> _Your instructions_: Only the lines from the start of the data through the one containing "const activeTab = '全部'" belong in your answer; return them exactly.

> _Data provided_:
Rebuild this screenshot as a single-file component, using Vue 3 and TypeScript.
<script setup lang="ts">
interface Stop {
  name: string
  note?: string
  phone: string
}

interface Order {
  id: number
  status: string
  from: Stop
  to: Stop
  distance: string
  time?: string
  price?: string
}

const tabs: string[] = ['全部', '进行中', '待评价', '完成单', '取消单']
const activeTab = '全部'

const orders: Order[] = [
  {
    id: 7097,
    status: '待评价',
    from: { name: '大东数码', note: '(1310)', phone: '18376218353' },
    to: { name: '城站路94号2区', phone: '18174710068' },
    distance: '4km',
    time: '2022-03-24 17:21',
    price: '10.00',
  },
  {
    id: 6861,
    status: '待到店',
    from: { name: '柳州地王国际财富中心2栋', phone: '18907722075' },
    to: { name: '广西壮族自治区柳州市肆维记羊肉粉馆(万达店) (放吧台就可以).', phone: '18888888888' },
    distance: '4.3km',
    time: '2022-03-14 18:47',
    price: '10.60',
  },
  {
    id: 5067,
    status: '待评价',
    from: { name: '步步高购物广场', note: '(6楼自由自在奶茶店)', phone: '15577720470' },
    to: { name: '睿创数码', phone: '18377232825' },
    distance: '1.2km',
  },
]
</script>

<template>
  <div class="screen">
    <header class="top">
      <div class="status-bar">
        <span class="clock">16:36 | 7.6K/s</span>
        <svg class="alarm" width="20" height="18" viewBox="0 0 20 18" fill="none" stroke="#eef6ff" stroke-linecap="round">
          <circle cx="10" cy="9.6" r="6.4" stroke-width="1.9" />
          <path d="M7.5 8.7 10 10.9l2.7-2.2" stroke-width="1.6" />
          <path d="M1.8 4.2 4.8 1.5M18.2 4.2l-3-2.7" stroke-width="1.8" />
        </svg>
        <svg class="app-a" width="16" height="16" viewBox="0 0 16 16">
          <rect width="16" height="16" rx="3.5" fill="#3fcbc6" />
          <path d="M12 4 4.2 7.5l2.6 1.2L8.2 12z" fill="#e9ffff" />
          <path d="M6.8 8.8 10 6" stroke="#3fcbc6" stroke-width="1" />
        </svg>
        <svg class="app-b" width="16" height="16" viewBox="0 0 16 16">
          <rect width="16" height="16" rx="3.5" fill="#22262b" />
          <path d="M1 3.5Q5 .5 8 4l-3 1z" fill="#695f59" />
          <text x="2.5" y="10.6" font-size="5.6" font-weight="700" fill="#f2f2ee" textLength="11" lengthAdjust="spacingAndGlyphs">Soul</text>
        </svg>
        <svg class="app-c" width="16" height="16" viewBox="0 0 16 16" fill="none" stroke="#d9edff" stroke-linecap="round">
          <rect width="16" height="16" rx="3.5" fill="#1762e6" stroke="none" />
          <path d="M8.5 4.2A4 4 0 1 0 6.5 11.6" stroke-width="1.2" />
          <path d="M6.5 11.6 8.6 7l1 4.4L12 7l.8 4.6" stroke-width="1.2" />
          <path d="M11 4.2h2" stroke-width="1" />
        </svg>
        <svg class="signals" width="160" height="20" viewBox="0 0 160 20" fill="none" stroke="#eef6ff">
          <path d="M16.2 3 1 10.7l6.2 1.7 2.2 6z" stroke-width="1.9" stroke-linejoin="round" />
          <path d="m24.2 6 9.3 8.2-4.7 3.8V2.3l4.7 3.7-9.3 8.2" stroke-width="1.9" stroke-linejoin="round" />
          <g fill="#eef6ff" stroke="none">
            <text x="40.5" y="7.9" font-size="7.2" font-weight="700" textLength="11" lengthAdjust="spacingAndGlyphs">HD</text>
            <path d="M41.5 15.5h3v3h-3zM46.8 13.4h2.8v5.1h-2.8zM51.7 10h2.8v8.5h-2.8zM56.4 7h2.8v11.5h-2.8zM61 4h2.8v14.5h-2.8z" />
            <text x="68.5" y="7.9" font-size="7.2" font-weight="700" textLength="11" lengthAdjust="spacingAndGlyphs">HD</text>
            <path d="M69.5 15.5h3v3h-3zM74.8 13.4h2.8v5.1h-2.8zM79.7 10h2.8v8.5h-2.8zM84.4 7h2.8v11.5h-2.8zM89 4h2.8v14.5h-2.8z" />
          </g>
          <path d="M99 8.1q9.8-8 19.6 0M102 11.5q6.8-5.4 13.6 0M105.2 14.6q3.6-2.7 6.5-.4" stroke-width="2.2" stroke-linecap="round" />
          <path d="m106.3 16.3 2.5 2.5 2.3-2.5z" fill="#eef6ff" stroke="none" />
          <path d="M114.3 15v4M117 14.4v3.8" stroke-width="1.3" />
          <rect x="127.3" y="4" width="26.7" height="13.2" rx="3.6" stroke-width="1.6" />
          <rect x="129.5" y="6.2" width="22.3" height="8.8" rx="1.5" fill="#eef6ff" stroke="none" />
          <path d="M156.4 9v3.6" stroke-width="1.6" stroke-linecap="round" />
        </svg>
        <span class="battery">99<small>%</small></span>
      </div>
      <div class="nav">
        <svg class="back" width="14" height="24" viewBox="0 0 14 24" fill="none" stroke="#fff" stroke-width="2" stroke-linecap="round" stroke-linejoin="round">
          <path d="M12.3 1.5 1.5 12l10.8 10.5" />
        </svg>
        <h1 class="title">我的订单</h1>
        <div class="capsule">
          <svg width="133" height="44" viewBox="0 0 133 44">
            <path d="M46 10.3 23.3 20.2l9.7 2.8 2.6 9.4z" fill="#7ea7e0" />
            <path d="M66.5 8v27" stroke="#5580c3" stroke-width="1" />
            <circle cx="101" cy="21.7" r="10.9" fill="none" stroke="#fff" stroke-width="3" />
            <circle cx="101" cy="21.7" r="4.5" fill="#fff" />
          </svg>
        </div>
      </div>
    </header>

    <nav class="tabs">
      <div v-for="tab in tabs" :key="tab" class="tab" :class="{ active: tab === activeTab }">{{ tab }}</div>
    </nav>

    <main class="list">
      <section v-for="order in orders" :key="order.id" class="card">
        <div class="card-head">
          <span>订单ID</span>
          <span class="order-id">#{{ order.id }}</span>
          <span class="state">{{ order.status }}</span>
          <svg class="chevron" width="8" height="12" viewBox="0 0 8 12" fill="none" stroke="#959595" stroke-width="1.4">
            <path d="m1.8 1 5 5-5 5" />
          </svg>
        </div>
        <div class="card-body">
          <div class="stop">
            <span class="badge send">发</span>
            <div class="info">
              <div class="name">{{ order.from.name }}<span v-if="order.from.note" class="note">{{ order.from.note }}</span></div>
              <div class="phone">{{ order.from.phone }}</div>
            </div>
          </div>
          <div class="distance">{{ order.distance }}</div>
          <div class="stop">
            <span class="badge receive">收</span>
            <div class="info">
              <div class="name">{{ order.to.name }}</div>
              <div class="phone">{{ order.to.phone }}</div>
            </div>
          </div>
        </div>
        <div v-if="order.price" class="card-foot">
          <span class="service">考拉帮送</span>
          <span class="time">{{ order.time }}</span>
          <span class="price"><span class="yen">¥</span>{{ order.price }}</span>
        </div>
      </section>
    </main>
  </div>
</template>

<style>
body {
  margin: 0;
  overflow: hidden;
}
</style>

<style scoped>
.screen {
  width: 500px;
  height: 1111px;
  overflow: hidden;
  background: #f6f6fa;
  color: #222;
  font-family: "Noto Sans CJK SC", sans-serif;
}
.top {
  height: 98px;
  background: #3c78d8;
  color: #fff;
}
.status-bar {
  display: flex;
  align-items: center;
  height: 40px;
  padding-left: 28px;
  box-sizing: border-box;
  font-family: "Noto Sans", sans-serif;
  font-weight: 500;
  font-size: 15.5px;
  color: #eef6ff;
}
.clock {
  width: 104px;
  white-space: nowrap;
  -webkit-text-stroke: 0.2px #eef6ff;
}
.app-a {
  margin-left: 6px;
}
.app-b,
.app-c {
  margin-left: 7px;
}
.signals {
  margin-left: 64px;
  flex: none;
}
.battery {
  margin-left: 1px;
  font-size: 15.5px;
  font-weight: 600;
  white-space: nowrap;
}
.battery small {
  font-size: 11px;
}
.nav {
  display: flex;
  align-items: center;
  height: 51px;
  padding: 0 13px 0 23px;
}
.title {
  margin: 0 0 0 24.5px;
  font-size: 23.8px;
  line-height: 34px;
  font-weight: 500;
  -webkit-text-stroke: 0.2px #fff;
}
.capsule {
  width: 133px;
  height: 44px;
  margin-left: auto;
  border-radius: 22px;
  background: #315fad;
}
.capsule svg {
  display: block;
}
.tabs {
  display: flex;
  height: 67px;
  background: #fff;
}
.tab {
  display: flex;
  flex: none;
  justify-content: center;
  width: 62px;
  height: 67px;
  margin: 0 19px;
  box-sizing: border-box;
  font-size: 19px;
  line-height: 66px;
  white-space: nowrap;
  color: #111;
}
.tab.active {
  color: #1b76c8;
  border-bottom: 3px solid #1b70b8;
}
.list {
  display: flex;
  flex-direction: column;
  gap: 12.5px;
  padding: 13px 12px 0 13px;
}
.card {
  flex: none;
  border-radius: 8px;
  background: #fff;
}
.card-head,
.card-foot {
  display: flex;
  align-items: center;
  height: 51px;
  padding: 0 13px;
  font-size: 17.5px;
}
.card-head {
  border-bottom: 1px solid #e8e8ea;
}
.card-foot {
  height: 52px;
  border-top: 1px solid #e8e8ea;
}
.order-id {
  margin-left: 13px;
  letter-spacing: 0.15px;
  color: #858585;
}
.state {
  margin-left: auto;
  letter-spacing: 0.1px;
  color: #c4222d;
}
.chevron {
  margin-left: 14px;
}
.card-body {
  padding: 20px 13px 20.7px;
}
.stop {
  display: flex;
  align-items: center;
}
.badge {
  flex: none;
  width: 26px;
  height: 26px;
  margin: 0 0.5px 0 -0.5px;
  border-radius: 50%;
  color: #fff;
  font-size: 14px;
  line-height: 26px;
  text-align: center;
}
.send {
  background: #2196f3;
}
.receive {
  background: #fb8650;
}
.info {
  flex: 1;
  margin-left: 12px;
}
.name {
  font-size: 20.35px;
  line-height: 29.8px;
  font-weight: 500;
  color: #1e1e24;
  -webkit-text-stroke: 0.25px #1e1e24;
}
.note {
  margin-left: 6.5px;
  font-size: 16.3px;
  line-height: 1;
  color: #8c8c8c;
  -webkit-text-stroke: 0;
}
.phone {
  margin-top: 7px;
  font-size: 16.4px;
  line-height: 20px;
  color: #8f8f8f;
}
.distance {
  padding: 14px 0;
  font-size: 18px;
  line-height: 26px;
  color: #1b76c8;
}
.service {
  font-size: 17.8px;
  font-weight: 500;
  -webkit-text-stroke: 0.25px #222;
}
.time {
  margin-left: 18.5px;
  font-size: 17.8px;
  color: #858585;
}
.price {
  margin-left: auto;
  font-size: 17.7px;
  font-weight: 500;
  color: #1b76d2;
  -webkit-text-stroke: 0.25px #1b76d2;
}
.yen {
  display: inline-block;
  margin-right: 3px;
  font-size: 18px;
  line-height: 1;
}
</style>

> _Output below_:
Rebuild this screenshot as a single-file component, using Vue 3 and TypeScript.
<script setup lang="ts">
interface Stop {
  name: string
  note?: string
  phone: string
}

interface Order {
  id: number
  status: string
  from: Stop
  to: Stop
  distance: string
  time?: string
  price?: string
}

const tabs: string[] = ['全部', '进行中', '待评价', '完成单', '取消单']
const activeTab = '全部'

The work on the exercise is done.